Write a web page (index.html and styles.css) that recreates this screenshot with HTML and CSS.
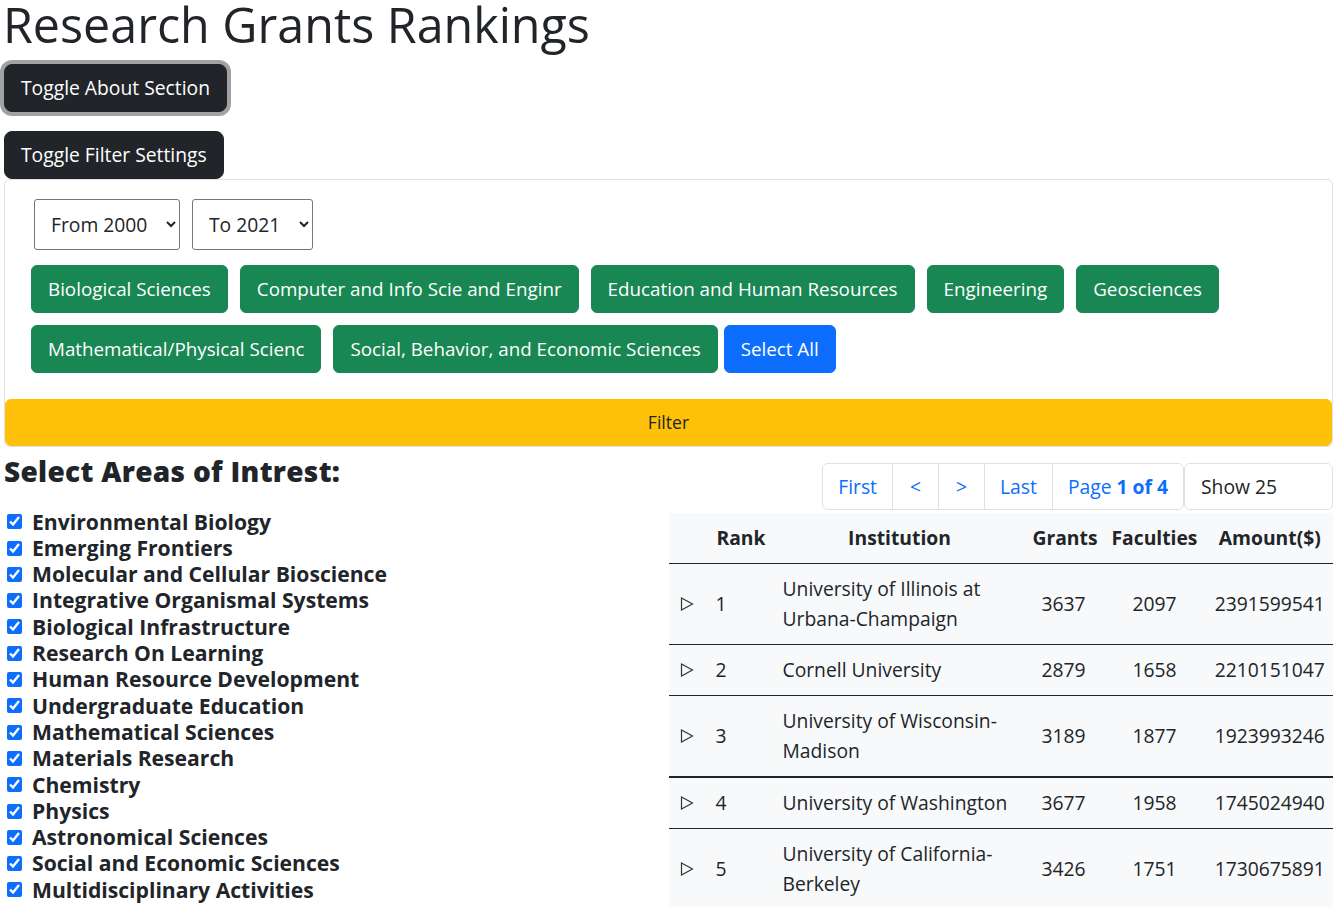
FILE: index.html
```html
<!DOCTYPE html>
<html lang="en">
<head>
<meta charset="utf-8">
<title>Research Grants Rankings</title>
<link rel="stylesheet" href="styles.css">
</head>
<body>
<div class="page">
  <h1 class="title">Research Grants Rankings</h1>
  <div class="about-wrap"><button class="btn btn-dark btn-focus">Toggle About Section</button></div>
  <div><button class="btn btn-dark">Toggle Filter Settings</button></div>
  <div class="card">
    <div class="card-body">
      <div class="years">
        <select class="year-select"><option>From 2000</option></select>
        <select class="year-select"><option>To 2021</option></select>
      </div>
      <div class="areas">
        <button class="btn btn-success">Biological Sciences</button>
        <button class="btn btn-success">Computer and Info Scie and Enginr</button>
        <button class="btn btn-success">Education and Human Resources</button>
        <button class="btn btn-success">Engineering</button>
        <button class="btn btn-success">Geosciences</button>
        <button class="btn btn-success">Mathematical/Physical Scienc</button>
        <button class="btn btn-success">Social, Behavior, and Economic Sciences</button>
        <button class="btn btn-primary select-all">Select All</button>
      </div>
    </div>
    <button class="btn-filter">Filter</button>
  </div>
  <div class="main-row">
    <div class="left-col">
      <h3 class="interest-title">Select Areas of Intrest:</h3>
      <ul class="interest-list">
        <li><input type="checkbox" checked><span>Environmental Biology</span></li>
        <li><input type="checkbox" checked><span>Emerging Frontiers</span></li>
        <li><input type="checkbox" checked><span>Molecular and Cellular Bioscience</span></li>
        <li><input type="checkbox" checked><span>Integrative Organismal Systems</span></li>
        <li><input type="checkbox" checked><span>Biological Infrastructure</span></li>
        <li><input type="checkbox" checked><span>Research On Learning</span></li>
        <li><input type="checkbox" checked><span>Human Resource Development</span></li>
        <li><input type="checkbox" checked><span>Undergraduate Education</span></li>
        <li><input type="checkbox" checked><span>Mathematical Sciences</span></li>
        <li><input type="checkbox" checked><span>Materials Research</span></li>
        <li><input type="checkbox" checked><span>Chemistry</span></li>
        <li><input type="checkbox" checked><span>Physics</span></li>
        <li><input type="checkbox" checked><span>Astronomical Sciences</span></li>
        <li><input type="checkbox" checked><span>Social and Economic Sciences</span></li>
        <li><input type="checkbox" checked><span>Multidisciplinary Activities</span></li>
      </ul>
    </div>
    <div class="right-col">
      <div class="pager-row">
        <ul class="pagination">
          <li class="page-item">First</li>
          <li class="page-item page-arrow">&lt;</li>
          <li class="page-item page-arrow">&gt;</li>
          <li class="page-item">Last</li>
          <li class="page-item">Page <strong>1 of 4</strong></li>
        </ul>
        <div class="show-select">Show 25</div>
      </div>
      <table class="rank-table">
        <colgroup>
          <col class="c-toggle"><col class="c-rank"><col class="c-inst"><col class="c-grants"><col class="c-fac"><col>
        </colgroup>
        <thead>
          <tr><th></th><th>Rank</th><th>Institution</th><th>Grants</th><th>Faculties</th><th>Amount($)</th></tr>
        </thead>
        <tbody>
          <tr>
            <td class="tog"><svg class="tri" width="14" height="14" viewBox="0 0 14 14"><polygon points="1.5,1 12.5,7 1.5,13" /></svg></td>
            <td class="left">1</td><td class="left">University of Illinois at Urbana-Champaign</td><td>3637</td><td>2097</td><td>2391599541</td>
          </tr>
          <tr>
            <td class="tog"><svg class="tri" width="14" height="14" viewBox="0 0 14 14"><polygon points="1.5,1 12.5,7 1.5,13" /></svg></td>
            <td class="left">2</td><td class="left">Cornell University</td><td>2879</td><td>1658</td><td>2210151047</td>
          </tr>
          <tr>
            <td class="tog"><svg class="tri" width="14" height="14" viewBox="0 0 14 14"><polygon points="1.5,1 12.5,7 1.5,13" /></svg></td>
            <td class="left">3</td><td class="left">University of Wisconsin-Madison</td><td>3189</td><td>1877</td><td>1923993246</td>
          </tr>
          <tr class="thick">
            <td class="tog"><svg class="tri" width="14" height="14" viewBox="0 0 14 14"><polygon points="1.5,1 12.5,7 1.5,13" /></svg></td>
            <td class="left">4</td><td class="left">University of Washington</td><td>3677</td><td>1958</td><td>1745024940</td>
          </tr>
          <tr>
            <td class="tog"><svg class="tri" width="14" height="14" viewBox="0 0 14 14"><polygon points="1.5,1 12.5,7 1.5,13" /></svg></td>
            <td class="left">5</td><td class="left">University of California-Berkeley</td><td>3426</td><td>1751</td><td>1730675891</td>
          </tr>
        </tbody>
      </table>
    </div>
  </div>
</div>
</body>
</html>
```

FILE: styles.css
```css
html {
  scrollbar-width: none;
}
body {
  margin: 0;
  font-family: "Open Sans", "Noto Sans", sans-serif;
  color: #212529;
  background: #fff;
}
.page {
  padding: 0 1px 0 4px;
}
.title {
  font-size: 48.4px;
  font-weight: 500;
  line-height: 48px;
  margin: 0 0 16px -1px;
}
.btn {
  font-family: inherit;
  font-size: 19.3px;
  line-height: 30px;
  padding: 8px 16px;
  border: 1px solid transparent;
  border-radius: 8px;
  cursor: pointer;
}
.btn-dark {
  background: #212529;
  border-color: #212529;
  color: #fff;
}
.btn-focus {
  box-shadow: 0 0 0 4px rgba(66, 70, 73, 0.5);
}
.about-wrap {
  margin-bottom: 19px;
}
.card {
  border: 1px solid #dee2e6;
  border-radius: 6px;
}
.card-body {
  padding: 19px 20px 20px 20px;
}
.years {
  display: flex;
  gap: 12px;
  margin-left: 9px;
}
.year-select {
  font-family: inherit;
  font-size: 19.3px;
  height: 51px;
  padding: 0 15px 0 12px;
  border: 1px solid #767676;
  border-radius: 3px;
  background: #fff;
  color: #212529;
}
.areas {
  display: flex;
  flex-wrap: wrap;
  margin-top: 9px;
}
.btn-success,
.btn-primary {
  font-size: 18.8px;
  border-radius: 6px;
  color: #fff;
}
.btn-success {
  background: #198754;
  border-color: #198754;
  margin: 6px;
}
.btn-primary {
  background: #0d6efd;
  border-color: #0d6efd;
}
.select-all {
  margin: 6px 6px 6px 0;
}
.btn-filter {
  display: block;
  width: 100%;
  font-family: inherit;
  font-size: 17.6px;
  line-height: 29px;
  padding: 8px;
  background: #ffc107;
  border: 1px solid #ffc107;
  border-radius: 6px;
  color: #212529;
}
.main-row {
  display: grid;
  grid-template-columns: 1fr 1fr;
}
.interest-title {
  font-size: 28px;
  font-weight: 800;
  line-height: 33.6px;
  letter-spacing: 0.3px;
  margin: 8px 0 20px 0;
}
.interest-list {
  list-style: none;
  margin: 0;
  padding: 0 0 0 3px;
}
.interest-list li {
  display: flex;
  align-items: center;
  height: 26.3px;
  font-size: 21.15px;
  font-weight: 700;
  line-height: 26.3px;
}
.interest-list input {
  width: 15px;
  height: 15px;
  margin: 0 10px 0 0;
  accent-color: #0d6efd;
}
.pager-row {
  display: flex;
  justify-content: flex-end;
  margin: 16px 0 3px 0;
}
.pagination {
  display: flex;
  list-style: none;
  margin: 0;
  padding: 0;
}
.page-item {
  font-size: 19.3px;
  line-height: 45px;
  padding: 0 15px;
  color: #0d6efd;
  border: 1px solid #dee2e6;
  margin-left: -1px;
}
.page-item.page-arrow {
  padding: 0 17px;
}
.page-item:first-child {
  border-radius: 6px 0 0 6px;
  margin-left: 0;
}
.page-item:last-child {
  border-radius: 0 6px 6px 0;
}
.show-select {
  width: 149px;
  box-sizing: border-box;
  font-size: 19.3px;
  line-height: 45px;
  padding: 0 16px;
  border: 1px solid #dee2e6;
  border-radius: 6px;
}
.rank-table {
  width: 100%;
  table-layout: fixed;
  border-collapse: collapse;
  background: #f8f9fa;
  font-size: 19.3px;
}
.c-toggle { width: 39px; }
.c-rank { width: 67px; }
.c-inst { width: 250px; }
.c-grants { width: 78px; }
.c-fac { width: 104px; }
.rank-table th {
  font-weight: 700;
  text-align: center;
  line-height: 30px;
  padding: 10px 8px;
  border-bottom: 1px solid #212529;
}
.rank-table td {
  text-align: center;
  line-height: 30px;
  padding: 10px 8px;
  border-top: 1px solid #212529;
  vertical-align: middle;
}
.rank-table td.left {
  text-align: left;
}
.rank-table td.tog {
  padding: 10px 0 10px 11px;
  text-align: left;
}
.rank-table tr.thick td {
  border-top: 2px solid #212529;
}
.tri {
  display: block;
  fill: none;
  stroke: #333;
  stroke-width: 1.2;
}
```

• _TASK TO CARRY OUT_: Copy out each line in the listing that has the word "index".

• _WRITTEN RESPONSE_:
Write a web page (index.html and styles.css) that recreates this screenshot with HTML and CSS.
FILE: index.html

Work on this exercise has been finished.